In Jewish tradition, the Divine/God really has no name, for it is that which is beyond naming. On another level, the Divine has a name but it cannot be spoken – this is YHVH or Yud Hey Vav Hey. There are no vowels so Rabbis throughout the ages have struggled with how it would be pronounced. The letters themselves are simply a rush of air, the sound of the breath - the place where man connects to the Divine – where words have no place. 

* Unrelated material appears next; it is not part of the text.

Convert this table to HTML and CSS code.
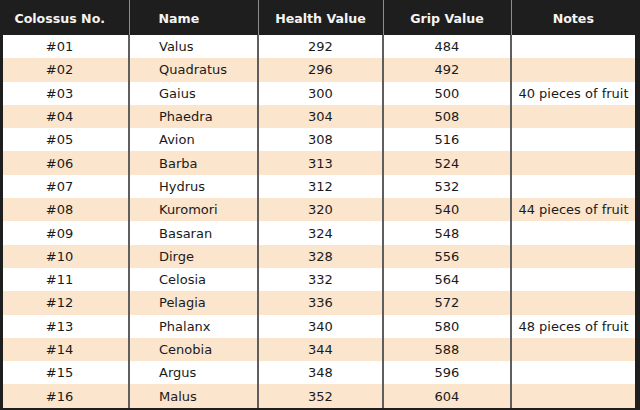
FILE: index.html
```html
<!DOCTYPE html>
<html>
<head>
<meta charset="utf-8">
<link rel="stylesheet" href="styles.css">
</head>
<body>
<table class="colossi">
  <colgroup>
    <col class="c-no"><col class="c-name"><col class="c-hp"><col class="c-grip"><col class="c-notes">
  </colgroup>
  <thead>
    <tr><th class="no">Colossus No.</th><th class="name">Name</th><th>Health Value</th><th>Grip Value</th><th>Notes</th></tr>
  </thead>
  <tbody>
    <tr><td class="no">#01</td><td class="name">Valus</td><td>292</td><td>484</td><td></td></tr>
    <tr><td class="no">#02</td><td class="name">Quadratus</td><td>296</td><td>492</td><td></td></tr>
    <tr><td class="no">#03</td><td class="name">Gaius</td><td>300</td><td>500</td><td>40 pieces of fruit</td></tr>
    <tr><td class="no">#04</td><td class="name">Phaedra</td><td>304</td><td>508</td><td></td></tr>
    <tr><td class="no">#05</td><td class="name">Avion</td><td>308</td><td>516</td><td></td></tr>
    <tr><td class="no">#06</td><td class="name">Barba</td><td>313</td><td>524</td><td></td></tr>
    <tr><td class="no">#07</td><td class="name">Hydrus</td><td>312</td><td>532</td><td></td></tr>
    <tr><td class="no">#08</td><td class="name">Kuromori</td><td>320</td><td>540</td><td>44 pieces of fruit</td></tr>
    <tr><td class="no">#09</td><td class="name">Basaran</td><td>324</td><td>548</td><td></td></tr>
    <tr><td class="no">#10</td><td class="name">Dirge</td><td>328</td><td>556</td><td></td></tr>
    <tr><td class="no">#11</td><td class="name">Celosia</td><td>332</td><td>564</td><td></td></tr>
    <tr><td class="no">#12</td><td class="name">Pelagia</td><td>336</td><td>572</td><td></td></tr>
    <tr><td class="no">#13</td><td class="name">Phalanx</td><td>340</td><td>580</td><td>48 pieces of fruit</td></tr>
    <tr><td class="no">#14</td><td class="name">Cenobia</td><td>344</td><td>588</td><td></td></tr>
    <tr><td class="no">#15</td><td class="name">Argus</td><td>348</td><td>596</td><td></td></tr>
    <tr><td class="no">#16</td><td class="name">Malus</td><td>352</td><td>604</td><td></td></tr>
  </tbody>
</table>
</body>
</html>
```

FILE: styles.css
```css
html, body {
  margin: 0;
  padding: 0;
  background: #1e1e1e;
  width: 640px;
  height: 410px;
  overflow: hidden;
}

.colossi {
  margin-left: 3px;
  width: 632px;
  table-layout: fixed;
  border-collapse: collapse;
  font-family: "DejaVu Sans", Verdana, sans-serif;
  font-size: 13px;
}

.c-no { width: 126px; }
.c-name { width: 129px; }
.c-hp { width: 125px; }
.c-grip { width: 128px; }
.c-notes { width: 124px; }

.colossi th {
  height: 33px;
  padding: 2px 0 0 0;
  background: #1e1e1e;
  color: #f4f4f4;
  font-size: 12.6px;
  font-weight: bold;
  text-align: center;
  border-left: 1px solid #8c8c8c;
  vertical-align: middle;
}

.colossi th:first-child { border-left: none; }

.colossi td {
  height: 23.3px;
  padding: 0;
  color: #1a1a1a;
  text-align: center;
  border-left: 2px solid #5e5e5e;
  background: #ffffff;
  white-space: nowrap;
}

.colossi td:first-child { border-left: none; }

.colossi tbody tr:nth-child(even) td { background: #fce5cd; }

.colossi .no { padding-right: 12px; }
.colossi .name { text-align: left; padding-left: 29px; }
```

Malidoma Somé says, “Human words cannot encode meaning because human language has access only to the shadow of meaning.”  I am approaching a deep understanding of this. What I am learning now of myself, of the nature of reality, of the nature of the Divine can no longer be brought into casual or even purposeful conversation. It is too big; it doesn’t fit. So I expose myself to it, I feel into it, I know it…and then I put it down and walk away. Or I go to sleep, which seems to be my body’s preferred method of integration these days. In the realm of Spirit, I have given up the ideas of categorization and conclusion – tidy notions that allow me to work comfortably within the grid of pattern and safety. There is no growth for me there; after 48 years in this body, my external conversation around it has grown stale. It no longer serves. And where the words fall short, I enter a place of internal stillness, a vast cathedral of space where everything and nothing exist simultaneously, wordlessly. 

I find my new-found silence a great relief.  I experience myself as more calm and peaceful. Somé says it perfectly. “Peace is letting go – returning to the silence that cannot enter the realm of words because it is too pure to be contained in words. That is why the tree, the stone, the river, the mountain are silent.”